:: Data extract ::
========================================================================

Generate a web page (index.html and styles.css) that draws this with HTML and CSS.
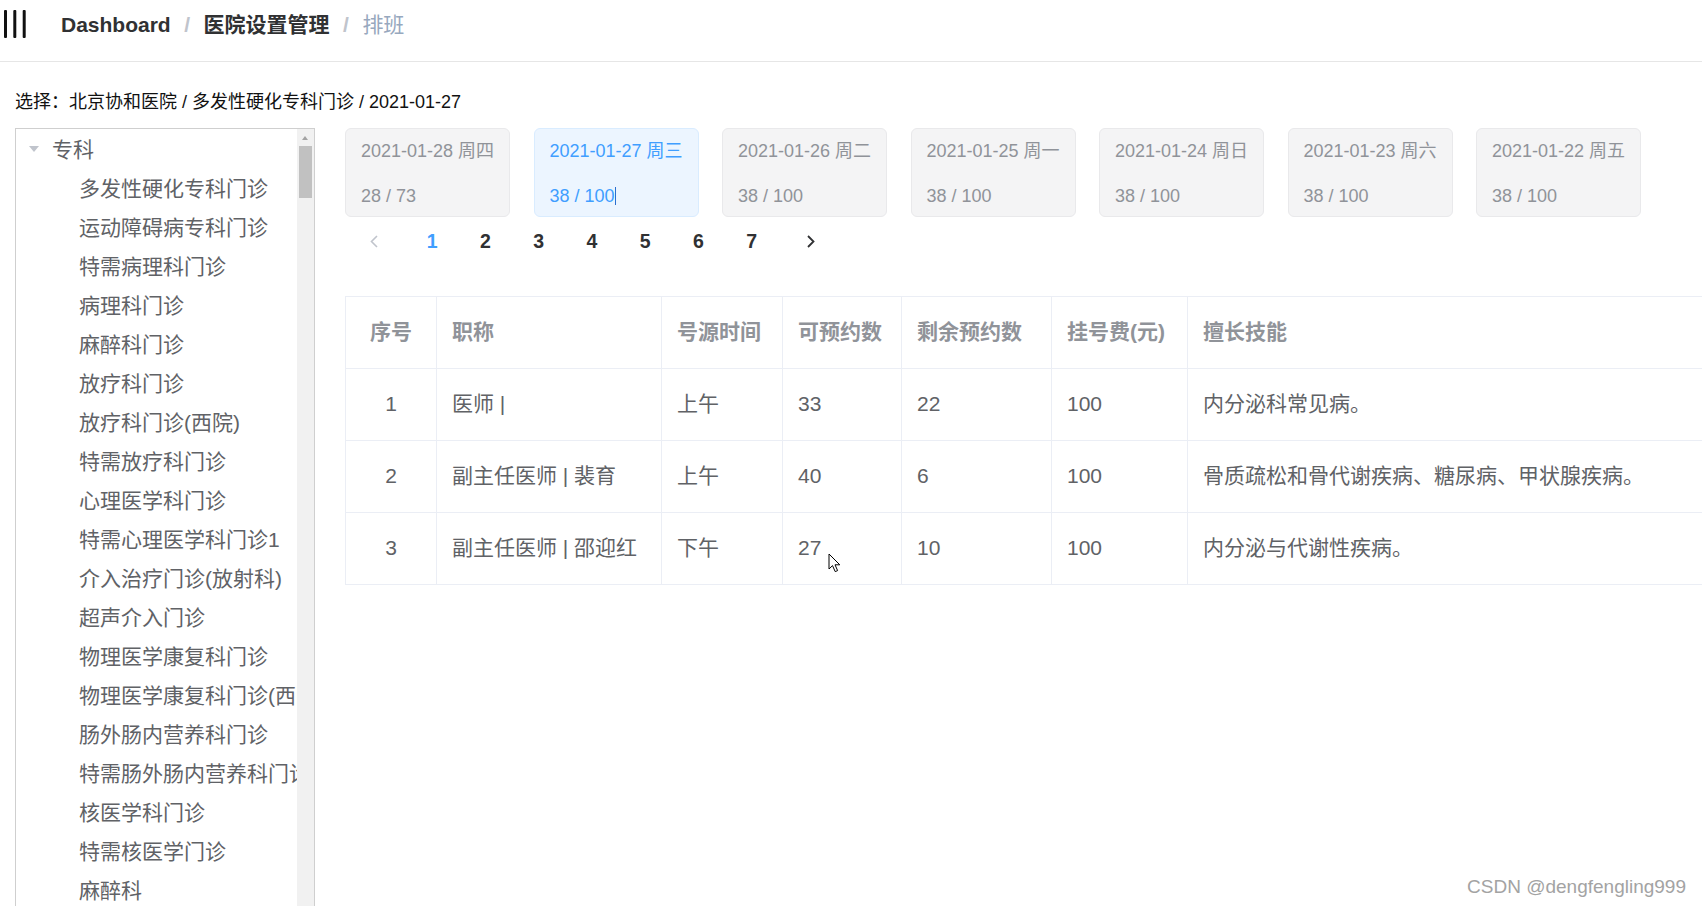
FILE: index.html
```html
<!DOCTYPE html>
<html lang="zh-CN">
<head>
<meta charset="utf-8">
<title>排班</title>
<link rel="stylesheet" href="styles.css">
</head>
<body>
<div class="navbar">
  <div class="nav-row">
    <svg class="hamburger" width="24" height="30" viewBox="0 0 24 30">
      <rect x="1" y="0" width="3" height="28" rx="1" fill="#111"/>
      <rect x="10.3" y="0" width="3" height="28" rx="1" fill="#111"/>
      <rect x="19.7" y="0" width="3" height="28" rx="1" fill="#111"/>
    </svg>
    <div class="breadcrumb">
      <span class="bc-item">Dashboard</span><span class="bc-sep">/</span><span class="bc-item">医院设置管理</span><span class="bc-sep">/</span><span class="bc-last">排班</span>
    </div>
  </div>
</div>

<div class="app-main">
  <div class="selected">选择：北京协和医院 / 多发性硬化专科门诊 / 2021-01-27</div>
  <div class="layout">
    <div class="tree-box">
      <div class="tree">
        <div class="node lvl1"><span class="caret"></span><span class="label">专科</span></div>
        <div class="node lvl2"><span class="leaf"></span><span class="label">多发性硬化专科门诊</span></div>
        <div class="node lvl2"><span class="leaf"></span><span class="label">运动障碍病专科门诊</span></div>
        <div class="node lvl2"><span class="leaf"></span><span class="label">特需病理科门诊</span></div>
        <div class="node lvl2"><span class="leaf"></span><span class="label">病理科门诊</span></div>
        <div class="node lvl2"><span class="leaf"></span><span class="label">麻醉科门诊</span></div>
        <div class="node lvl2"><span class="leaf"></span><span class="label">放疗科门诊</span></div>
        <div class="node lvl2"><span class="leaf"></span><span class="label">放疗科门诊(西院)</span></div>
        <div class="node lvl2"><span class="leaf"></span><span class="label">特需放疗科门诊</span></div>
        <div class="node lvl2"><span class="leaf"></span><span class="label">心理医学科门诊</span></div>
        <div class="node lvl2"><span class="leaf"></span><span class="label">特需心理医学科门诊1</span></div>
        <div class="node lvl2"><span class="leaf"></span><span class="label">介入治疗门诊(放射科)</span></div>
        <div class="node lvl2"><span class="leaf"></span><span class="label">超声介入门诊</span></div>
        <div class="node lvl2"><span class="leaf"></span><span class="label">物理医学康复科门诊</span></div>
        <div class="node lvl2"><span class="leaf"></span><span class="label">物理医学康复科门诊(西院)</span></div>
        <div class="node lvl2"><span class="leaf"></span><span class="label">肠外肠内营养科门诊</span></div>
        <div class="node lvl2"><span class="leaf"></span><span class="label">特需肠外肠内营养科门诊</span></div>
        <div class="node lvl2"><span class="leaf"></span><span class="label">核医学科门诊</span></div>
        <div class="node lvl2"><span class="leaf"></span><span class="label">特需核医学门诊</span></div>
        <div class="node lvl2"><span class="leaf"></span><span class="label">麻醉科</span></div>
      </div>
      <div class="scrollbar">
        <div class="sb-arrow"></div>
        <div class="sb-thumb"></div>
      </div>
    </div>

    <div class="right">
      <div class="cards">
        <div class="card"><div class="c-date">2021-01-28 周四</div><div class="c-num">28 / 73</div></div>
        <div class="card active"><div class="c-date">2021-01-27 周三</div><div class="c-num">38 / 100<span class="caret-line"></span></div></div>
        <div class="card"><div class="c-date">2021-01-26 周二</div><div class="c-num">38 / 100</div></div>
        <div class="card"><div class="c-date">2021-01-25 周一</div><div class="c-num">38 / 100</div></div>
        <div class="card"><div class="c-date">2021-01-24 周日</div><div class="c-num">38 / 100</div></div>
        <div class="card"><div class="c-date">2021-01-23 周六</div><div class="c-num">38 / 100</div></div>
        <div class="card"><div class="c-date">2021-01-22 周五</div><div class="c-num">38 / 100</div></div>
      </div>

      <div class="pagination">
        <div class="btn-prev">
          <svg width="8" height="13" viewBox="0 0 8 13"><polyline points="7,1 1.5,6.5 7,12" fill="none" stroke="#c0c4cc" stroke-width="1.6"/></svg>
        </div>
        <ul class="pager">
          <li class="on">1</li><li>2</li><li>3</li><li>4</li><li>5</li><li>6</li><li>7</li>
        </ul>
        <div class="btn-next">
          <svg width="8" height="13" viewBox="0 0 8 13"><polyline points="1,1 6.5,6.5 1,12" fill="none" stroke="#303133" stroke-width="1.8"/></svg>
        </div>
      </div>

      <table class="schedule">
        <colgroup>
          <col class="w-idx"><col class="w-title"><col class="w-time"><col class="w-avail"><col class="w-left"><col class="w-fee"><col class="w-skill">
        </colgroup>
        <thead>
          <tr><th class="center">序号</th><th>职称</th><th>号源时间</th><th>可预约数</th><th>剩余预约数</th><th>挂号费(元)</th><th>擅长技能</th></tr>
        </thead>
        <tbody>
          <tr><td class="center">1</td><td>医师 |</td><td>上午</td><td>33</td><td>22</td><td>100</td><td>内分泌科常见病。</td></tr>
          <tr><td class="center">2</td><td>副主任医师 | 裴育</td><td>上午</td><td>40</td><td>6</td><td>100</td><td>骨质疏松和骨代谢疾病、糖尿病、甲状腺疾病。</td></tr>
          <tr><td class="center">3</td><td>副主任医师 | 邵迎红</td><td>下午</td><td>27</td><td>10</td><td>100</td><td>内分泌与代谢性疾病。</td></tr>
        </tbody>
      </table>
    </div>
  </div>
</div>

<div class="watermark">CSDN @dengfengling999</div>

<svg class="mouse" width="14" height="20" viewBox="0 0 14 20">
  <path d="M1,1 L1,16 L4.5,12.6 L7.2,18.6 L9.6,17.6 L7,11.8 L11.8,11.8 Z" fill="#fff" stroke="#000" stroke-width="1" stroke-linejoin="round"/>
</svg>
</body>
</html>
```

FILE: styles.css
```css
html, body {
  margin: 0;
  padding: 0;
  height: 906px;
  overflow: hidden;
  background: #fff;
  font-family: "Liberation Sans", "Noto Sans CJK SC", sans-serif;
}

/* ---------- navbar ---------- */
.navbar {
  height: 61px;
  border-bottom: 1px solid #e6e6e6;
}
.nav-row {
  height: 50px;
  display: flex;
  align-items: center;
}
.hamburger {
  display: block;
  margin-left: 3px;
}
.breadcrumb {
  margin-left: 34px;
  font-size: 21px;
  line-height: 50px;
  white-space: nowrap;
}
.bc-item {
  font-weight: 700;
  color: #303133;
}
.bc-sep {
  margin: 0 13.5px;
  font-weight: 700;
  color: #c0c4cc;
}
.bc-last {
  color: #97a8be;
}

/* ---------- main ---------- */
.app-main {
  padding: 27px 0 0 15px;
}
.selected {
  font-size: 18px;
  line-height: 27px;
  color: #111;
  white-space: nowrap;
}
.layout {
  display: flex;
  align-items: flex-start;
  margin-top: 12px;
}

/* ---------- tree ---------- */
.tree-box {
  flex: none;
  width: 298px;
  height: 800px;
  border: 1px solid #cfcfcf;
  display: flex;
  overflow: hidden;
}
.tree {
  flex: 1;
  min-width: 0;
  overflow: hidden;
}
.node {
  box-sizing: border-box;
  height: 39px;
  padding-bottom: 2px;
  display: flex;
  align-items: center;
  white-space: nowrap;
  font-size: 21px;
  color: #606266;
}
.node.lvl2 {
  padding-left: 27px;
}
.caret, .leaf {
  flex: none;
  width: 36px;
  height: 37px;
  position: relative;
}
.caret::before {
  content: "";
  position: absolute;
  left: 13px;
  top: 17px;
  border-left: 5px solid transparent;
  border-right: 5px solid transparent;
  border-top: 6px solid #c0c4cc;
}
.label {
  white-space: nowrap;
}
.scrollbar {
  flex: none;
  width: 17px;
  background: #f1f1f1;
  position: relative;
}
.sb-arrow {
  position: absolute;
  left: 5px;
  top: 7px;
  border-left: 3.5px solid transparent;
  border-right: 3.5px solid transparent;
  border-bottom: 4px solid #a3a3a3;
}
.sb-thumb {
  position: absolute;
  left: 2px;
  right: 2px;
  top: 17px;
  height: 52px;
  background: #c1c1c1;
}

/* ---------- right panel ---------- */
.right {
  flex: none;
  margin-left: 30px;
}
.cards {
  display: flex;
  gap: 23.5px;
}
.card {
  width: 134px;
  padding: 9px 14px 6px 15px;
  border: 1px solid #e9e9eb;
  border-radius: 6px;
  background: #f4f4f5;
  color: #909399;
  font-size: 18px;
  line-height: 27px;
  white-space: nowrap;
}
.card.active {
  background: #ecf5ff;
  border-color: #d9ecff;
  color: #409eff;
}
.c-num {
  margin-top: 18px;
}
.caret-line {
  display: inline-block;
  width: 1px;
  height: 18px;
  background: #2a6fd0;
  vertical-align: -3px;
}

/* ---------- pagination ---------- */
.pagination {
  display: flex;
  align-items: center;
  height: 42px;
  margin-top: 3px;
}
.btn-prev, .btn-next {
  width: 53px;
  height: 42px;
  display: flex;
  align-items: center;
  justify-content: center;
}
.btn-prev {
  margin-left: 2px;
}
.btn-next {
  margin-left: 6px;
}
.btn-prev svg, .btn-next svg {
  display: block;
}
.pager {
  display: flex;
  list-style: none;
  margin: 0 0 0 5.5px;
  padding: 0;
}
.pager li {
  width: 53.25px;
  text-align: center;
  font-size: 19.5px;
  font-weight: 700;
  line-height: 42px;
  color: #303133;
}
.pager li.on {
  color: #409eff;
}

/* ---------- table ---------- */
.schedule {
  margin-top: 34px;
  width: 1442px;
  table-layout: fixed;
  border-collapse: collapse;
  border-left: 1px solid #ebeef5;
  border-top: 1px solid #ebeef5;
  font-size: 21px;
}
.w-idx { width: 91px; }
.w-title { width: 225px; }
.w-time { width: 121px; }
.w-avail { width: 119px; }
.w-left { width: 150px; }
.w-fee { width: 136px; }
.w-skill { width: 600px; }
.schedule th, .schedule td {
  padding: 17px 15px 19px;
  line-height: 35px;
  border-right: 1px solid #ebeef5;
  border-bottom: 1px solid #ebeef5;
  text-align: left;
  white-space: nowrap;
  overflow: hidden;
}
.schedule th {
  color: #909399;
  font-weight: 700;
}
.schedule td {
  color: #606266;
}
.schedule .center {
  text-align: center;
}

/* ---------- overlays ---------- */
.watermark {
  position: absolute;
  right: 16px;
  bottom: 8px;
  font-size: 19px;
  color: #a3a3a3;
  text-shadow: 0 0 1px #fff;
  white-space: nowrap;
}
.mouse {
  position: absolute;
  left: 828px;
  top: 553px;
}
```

========================================================================

:: What the task asks ::
Out of the material above, select every line that holds the string "index".

:: Solution to this problem ::
Generate a web page (index.html and styles.css) that draws this with HTML and CSS.
FILE: index.html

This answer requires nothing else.